EXERCISE DETAILS
Lift out, unaltered, the lines of the material below between the line holding "Write the React" and the line holding "const C_SHAPE = 'M339", counting both.

EXCERPTED RECORDS

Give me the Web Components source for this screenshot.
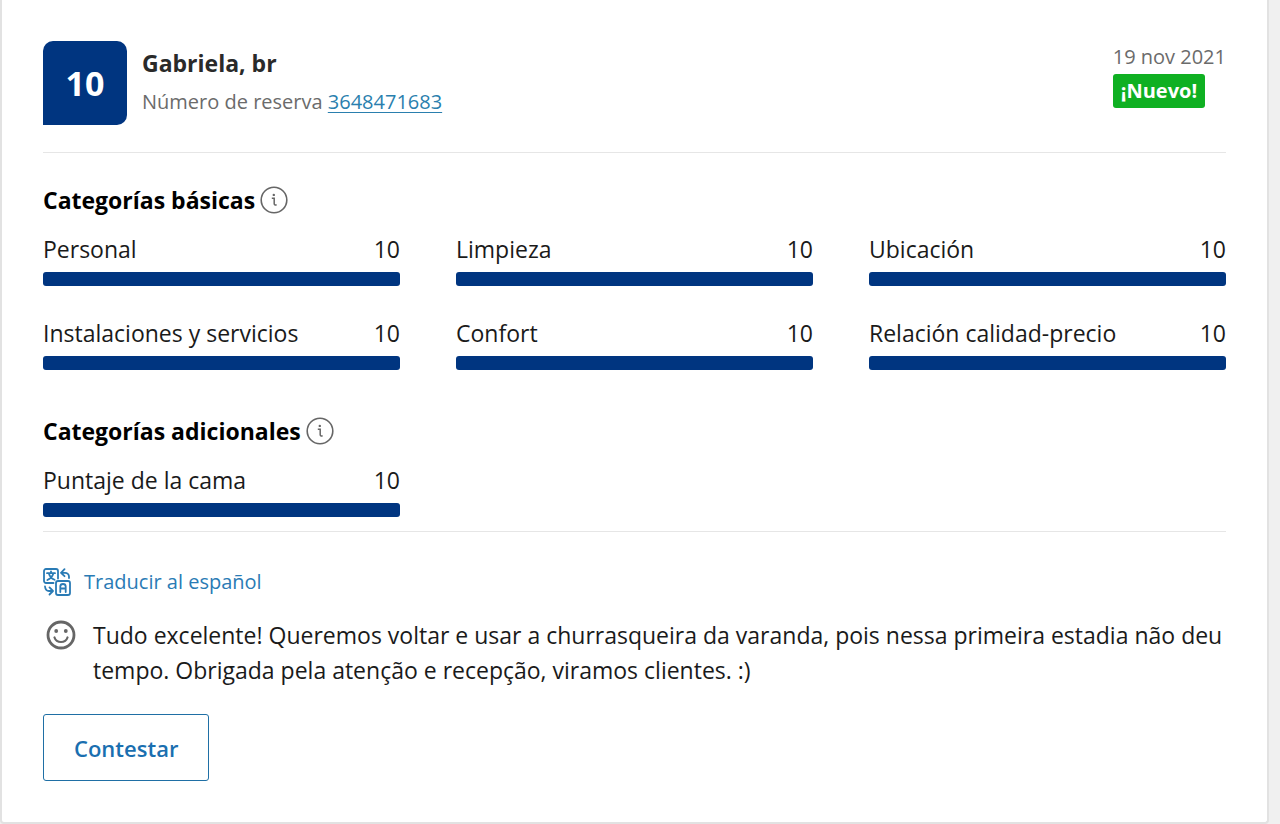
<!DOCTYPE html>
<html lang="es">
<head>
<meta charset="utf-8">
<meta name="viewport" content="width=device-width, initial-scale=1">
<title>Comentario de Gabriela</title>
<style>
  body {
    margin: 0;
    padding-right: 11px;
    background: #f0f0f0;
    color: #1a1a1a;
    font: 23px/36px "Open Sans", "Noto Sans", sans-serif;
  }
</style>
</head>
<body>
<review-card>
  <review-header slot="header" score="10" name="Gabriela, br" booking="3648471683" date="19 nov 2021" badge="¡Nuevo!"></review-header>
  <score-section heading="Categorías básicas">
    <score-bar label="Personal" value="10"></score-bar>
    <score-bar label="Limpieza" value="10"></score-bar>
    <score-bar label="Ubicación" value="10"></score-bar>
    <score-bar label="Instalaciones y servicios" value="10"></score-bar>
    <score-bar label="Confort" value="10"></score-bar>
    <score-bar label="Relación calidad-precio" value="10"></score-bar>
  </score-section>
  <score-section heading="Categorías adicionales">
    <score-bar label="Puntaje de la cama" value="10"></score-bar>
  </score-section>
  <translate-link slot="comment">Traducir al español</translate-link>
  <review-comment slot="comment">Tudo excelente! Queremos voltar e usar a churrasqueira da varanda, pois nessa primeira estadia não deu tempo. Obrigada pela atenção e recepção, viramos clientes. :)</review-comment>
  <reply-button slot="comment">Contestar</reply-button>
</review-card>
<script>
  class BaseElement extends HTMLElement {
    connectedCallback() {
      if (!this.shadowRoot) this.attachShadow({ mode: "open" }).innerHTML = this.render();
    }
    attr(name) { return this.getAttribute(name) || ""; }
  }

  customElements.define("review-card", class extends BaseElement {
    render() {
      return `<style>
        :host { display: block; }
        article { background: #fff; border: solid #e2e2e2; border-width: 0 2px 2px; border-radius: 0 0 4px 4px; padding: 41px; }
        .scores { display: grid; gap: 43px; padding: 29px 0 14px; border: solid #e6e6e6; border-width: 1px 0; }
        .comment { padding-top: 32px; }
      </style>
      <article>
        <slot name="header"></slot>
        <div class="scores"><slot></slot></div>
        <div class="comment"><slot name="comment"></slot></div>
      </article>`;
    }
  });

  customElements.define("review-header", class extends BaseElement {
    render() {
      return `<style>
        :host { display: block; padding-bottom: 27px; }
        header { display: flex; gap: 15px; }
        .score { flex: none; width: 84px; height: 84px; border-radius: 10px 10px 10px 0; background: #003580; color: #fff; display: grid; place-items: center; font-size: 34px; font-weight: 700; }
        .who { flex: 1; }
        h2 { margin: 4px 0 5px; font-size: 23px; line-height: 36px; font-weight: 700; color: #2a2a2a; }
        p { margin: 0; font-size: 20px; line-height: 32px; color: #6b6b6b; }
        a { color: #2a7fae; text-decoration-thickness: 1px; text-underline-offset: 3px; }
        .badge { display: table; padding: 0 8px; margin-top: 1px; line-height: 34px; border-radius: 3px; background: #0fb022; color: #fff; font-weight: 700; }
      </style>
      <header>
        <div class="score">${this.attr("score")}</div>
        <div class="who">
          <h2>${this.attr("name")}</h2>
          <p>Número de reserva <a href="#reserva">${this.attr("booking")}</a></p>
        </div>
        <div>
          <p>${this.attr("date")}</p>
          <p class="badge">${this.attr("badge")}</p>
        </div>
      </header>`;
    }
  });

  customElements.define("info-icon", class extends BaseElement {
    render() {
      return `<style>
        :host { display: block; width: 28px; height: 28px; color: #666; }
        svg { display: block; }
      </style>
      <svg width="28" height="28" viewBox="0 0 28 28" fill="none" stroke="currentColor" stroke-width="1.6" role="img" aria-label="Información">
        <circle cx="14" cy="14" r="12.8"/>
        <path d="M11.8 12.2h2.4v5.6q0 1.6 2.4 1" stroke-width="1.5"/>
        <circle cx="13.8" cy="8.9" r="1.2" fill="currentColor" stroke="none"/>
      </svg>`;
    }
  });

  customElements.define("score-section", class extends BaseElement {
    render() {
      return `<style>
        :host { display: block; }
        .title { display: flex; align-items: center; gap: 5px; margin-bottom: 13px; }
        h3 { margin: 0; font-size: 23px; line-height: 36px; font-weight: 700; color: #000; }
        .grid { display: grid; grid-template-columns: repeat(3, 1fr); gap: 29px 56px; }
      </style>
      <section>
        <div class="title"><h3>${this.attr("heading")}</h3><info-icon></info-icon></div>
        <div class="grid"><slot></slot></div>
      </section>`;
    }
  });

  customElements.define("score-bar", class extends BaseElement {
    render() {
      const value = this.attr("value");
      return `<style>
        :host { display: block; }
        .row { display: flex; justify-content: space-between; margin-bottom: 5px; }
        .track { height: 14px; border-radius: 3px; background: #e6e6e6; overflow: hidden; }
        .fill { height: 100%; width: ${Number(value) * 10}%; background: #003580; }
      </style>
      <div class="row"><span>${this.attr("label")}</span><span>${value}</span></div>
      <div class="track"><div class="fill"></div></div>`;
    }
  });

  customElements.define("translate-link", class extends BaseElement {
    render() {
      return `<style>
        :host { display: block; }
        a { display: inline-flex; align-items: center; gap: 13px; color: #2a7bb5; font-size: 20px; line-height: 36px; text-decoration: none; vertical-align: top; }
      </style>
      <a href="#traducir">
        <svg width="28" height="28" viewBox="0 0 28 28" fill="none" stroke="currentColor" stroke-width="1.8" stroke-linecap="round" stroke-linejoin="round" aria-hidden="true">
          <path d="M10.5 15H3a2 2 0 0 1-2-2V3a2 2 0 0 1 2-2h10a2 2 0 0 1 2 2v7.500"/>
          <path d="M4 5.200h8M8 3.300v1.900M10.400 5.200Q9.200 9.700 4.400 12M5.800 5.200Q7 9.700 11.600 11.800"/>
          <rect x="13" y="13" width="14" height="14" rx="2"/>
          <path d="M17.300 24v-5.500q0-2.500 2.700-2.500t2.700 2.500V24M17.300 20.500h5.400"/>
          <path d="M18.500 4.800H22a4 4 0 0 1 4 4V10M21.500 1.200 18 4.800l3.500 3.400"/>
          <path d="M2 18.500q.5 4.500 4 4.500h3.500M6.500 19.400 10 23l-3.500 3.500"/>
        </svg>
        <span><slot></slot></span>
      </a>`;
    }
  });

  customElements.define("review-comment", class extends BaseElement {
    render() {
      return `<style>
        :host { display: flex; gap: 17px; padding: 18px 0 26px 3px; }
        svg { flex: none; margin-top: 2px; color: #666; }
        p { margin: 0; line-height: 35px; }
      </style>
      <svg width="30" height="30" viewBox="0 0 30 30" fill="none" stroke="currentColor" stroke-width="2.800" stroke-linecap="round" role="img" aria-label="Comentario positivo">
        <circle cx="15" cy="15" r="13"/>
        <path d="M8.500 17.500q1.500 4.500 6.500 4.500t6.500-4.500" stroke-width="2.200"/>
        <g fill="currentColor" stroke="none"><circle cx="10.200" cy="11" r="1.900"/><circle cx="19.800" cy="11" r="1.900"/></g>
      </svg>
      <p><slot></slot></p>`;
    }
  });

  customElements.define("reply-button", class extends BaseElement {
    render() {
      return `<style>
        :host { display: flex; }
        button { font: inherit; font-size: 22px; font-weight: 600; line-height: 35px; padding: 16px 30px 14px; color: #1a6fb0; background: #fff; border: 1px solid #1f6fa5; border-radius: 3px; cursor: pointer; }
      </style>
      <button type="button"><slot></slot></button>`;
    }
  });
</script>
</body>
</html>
--
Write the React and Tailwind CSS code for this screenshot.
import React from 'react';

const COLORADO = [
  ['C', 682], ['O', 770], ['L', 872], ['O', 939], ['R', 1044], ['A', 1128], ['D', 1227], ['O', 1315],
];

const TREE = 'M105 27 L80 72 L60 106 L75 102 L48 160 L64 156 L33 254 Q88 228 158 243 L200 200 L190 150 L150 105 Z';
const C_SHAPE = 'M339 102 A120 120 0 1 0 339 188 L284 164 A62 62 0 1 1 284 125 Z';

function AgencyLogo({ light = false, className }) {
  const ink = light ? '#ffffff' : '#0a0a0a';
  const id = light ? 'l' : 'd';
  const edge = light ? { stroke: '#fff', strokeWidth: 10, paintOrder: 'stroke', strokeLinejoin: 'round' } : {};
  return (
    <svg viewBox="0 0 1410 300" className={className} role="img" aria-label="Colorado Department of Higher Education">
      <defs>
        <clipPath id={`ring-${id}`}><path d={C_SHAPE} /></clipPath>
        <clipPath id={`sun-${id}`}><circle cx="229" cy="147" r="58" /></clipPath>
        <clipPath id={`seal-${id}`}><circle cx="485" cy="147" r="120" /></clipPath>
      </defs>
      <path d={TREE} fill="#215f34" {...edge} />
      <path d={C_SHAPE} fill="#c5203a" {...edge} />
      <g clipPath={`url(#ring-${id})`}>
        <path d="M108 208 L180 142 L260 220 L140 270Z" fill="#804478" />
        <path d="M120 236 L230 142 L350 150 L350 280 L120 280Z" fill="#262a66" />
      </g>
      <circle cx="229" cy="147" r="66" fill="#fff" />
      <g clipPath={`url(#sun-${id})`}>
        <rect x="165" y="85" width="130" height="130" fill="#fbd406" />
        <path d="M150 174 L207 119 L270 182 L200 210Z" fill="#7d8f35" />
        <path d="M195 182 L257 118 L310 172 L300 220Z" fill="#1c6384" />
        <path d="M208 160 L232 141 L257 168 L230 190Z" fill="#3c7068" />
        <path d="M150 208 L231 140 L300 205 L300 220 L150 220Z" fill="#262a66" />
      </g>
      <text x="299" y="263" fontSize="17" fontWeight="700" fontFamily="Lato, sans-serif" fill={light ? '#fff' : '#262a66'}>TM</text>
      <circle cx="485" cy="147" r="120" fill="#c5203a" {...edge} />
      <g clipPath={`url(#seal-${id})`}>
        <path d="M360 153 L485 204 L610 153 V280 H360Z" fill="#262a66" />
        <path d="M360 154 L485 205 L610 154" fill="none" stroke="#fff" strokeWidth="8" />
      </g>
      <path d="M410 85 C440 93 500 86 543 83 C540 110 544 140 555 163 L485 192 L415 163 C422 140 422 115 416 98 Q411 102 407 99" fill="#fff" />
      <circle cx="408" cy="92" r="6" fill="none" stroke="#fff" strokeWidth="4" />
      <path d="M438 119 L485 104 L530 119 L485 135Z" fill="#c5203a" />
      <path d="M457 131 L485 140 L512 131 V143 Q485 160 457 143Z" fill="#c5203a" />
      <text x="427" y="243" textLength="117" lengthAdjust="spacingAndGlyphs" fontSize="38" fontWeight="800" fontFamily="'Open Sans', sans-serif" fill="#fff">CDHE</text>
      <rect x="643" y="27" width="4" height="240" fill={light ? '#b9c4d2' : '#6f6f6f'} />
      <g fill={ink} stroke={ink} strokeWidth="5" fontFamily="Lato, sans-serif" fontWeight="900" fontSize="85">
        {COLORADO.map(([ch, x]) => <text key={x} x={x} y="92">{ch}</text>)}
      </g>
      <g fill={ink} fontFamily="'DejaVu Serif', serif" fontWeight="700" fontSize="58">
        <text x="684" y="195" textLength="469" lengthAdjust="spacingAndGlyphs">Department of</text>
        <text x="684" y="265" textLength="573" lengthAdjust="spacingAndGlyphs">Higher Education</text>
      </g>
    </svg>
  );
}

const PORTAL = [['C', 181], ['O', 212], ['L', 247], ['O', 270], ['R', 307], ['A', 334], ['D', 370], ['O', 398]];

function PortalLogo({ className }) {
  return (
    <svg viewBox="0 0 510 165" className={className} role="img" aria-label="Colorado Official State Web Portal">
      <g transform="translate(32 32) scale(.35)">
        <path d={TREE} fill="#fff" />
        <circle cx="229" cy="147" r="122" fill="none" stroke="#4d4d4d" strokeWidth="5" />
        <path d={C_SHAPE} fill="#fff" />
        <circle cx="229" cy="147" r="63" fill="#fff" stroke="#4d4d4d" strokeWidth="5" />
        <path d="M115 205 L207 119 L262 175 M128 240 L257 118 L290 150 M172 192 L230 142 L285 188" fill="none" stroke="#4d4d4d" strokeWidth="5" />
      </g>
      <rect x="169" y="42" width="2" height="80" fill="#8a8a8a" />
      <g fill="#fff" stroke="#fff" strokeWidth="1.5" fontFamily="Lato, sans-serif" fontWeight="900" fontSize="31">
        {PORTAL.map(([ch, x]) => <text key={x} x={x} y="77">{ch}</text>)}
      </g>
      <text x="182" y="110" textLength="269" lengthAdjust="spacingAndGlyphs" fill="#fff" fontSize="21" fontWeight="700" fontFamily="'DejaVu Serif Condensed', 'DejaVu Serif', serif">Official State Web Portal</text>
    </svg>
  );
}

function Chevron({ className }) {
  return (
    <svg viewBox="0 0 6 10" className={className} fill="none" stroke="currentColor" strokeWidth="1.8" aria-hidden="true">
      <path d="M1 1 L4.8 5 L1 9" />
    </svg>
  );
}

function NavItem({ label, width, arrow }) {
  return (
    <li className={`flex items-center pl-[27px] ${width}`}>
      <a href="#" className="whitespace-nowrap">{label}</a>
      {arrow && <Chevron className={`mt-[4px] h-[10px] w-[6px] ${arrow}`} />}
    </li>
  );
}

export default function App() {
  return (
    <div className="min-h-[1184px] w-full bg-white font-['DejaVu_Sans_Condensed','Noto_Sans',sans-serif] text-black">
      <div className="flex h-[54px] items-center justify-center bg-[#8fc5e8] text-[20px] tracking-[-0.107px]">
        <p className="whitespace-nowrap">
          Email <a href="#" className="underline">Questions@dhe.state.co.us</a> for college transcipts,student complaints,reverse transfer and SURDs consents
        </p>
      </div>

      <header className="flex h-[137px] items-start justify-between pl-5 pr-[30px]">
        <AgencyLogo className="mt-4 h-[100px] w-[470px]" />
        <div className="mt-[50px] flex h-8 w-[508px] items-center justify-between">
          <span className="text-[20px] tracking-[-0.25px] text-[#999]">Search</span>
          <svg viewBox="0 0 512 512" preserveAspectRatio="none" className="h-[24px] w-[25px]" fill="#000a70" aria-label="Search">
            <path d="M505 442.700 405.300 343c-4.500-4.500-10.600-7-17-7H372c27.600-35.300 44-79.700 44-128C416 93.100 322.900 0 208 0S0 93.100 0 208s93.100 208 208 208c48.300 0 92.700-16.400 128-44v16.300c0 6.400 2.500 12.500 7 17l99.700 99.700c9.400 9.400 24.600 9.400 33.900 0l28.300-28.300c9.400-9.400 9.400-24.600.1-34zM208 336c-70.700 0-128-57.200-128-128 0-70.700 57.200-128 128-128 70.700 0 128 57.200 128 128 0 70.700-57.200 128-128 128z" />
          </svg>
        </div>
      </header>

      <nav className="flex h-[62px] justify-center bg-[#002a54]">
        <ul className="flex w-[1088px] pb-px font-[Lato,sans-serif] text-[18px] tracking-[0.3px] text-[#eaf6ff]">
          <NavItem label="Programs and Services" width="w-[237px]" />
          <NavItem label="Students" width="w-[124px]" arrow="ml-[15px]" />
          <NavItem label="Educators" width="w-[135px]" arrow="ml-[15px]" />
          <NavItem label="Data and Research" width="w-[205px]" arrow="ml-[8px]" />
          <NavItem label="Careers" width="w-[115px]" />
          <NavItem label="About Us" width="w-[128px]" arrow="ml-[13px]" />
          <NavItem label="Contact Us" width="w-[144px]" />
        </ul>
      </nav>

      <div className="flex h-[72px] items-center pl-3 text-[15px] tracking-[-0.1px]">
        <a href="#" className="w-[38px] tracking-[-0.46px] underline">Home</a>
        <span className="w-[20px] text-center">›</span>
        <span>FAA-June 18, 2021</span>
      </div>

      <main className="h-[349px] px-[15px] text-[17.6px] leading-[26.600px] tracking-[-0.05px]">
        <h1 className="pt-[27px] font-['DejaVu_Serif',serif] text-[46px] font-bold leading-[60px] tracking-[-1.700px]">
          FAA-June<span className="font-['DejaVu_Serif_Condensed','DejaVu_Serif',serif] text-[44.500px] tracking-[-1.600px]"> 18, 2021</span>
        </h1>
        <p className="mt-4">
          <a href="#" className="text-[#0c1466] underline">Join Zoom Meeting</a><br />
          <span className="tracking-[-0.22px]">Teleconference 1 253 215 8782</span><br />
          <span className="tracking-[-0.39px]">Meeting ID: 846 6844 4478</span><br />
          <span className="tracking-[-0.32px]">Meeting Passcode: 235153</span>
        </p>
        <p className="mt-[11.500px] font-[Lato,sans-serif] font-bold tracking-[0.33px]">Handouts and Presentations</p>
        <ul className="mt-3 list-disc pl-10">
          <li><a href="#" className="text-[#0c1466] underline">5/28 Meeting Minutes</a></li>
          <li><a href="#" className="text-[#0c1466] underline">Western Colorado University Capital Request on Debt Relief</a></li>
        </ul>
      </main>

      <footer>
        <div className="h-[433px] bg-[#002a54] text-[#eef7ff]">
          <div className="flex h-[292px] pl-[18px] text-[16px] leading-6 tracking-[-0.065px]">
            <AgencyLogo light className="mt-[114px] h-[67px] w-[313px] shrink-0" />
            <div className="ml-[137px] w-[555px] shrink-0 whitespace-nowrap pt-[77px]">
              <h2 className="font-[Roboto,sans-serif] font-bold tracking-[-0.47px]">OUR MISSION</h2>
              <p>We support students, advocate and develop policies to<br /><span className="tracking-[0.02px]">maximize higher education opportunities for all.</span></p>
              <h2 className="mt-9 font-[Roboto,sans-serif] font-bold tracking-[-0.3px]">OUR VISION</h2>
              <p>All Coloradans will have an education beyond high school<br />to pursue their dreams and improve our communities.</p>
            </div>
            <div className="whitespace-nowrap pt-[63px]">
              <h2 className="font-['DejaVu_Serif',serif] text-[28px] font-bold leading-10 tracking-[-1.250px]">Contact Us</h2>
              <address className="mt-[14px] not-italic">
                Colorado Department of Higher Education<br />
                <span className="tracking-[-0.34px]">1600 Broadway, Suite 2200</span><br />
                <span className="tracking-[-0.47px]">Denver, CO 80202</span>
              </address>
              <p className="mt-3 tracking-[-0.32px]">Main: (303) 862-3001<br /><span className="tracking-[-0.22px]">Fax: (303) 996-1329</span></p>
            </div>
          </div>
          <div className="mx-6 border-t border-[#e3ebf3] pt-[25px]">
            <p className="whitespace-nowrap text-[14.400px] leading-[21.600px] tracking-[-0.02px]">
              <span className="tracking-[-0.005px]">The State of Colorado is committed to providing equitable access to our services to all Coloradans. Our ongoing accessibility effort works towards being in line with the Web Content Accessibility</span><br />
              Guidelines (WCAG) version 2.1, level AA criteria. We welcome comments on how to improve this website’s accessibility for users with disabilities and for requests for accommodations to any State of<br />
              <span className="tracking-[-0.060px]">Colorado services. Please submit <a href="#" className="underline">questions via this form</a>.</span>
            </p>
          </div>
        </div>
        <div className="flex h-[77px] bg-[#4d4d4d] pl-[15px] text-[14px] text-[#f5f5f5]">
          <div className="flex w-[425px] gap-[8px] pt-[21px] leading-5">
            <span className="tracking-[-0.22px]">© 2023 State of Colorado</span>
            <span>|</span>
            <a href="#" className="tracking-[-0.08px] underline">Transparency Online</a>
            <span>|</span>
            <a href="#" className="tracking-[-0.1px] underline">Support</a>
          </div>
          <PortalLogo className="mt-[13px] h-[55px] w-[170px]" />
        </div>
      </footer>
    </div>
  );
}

OUTPUT FOR THIS TASK
Write the React and Tailwind CSS code for this screenshot.
import React from 'react';

const COLORADO = [
  ['C', 682], ['O', 770], ['L', 872], ['O', 939], ['R', 1044], ['A', 1128], ['D', 1227], ['O', 1315],
];

const TREE = 'M105 27 L80 72 L60 106 L75 102 L48 160 L64 156 L33 254 Q88 228 158 243 L200 200 L190 150 L150 105 Z';
const C_SHAPE = 'M339 102 A120 120 0 1 0 339 188 L284 164 A62 62 0 1 1 284 125 Z';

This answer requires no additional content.